A antiguidade da reivindicação e a dificuldade em levá-la adiante deixam claro que as mudanças não são simples. A ONU discute o tema internamente e tem o aval do secretário-geral Ban Ki-Moon para tal, mas algumas potências resistem a abrir mão de seu poderio concentrado.

O caso do Conselho de Segurança mostra um dos desafios do Brasil: aproveitar a conjuntura internacional ao mesmo tempo em que contesta a ordenação de forças.
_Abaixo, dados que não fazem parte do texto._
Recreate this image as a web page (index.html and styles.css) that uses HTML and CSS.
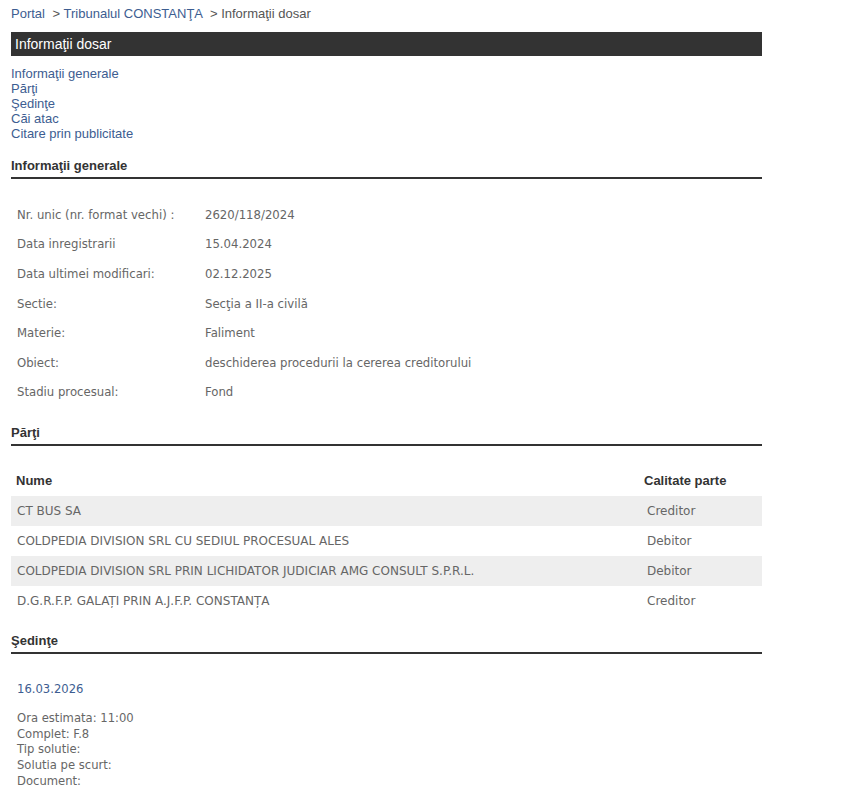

Delber Andrade Lage, diretor do Centro de Direito Internacional, aponta que as relações com o Sul são fundamentais na abertura de novas alternativas. “Se o Brasil toma a decisão de ‘sair de baixo da asa’ dos países desenvolvidos e liderar um arranjo Sul-Sul, já desponta como principal liderança dessa aliança”, pondera.

Agenda de segurança

Para convencer o mundo de que o Brasil está capacitado a exercer papel mais importante, passa-se a atuar com mais força nas questões relativas à segurança mundial. O exemplo mais consolidado é o da Minustah, missão de estabilização da ONU para o Haiti, comandada pelo Brasil.

Mas há, também, um esforço acentuado recentemente, que é o de colocar-se como mediador das tensões no Oriente Médio. Se os ‘velhos’ atores, como Estados Unidos e União Europeia, estão desgastados demais, o Brasil se coloca como um negociador com menos interesses comerciais em jogo – e, portanto, mais imparcialidade.

O acordo relativo ao programa nuclear do Irã é o resultado concreto dessa negociação. André Luiz Reis da Silva, da Universidade Federal do Rio Grande do Sul, entende que o Brasil é um gigante que está ocupando seu espaço. “Claro que isso gera ciumeira em alguns outros países. E também gera ciumeira na oposição política interna e aí começam a aparecer as mais diversas críticas, algumas bastante infundadas”, conclui.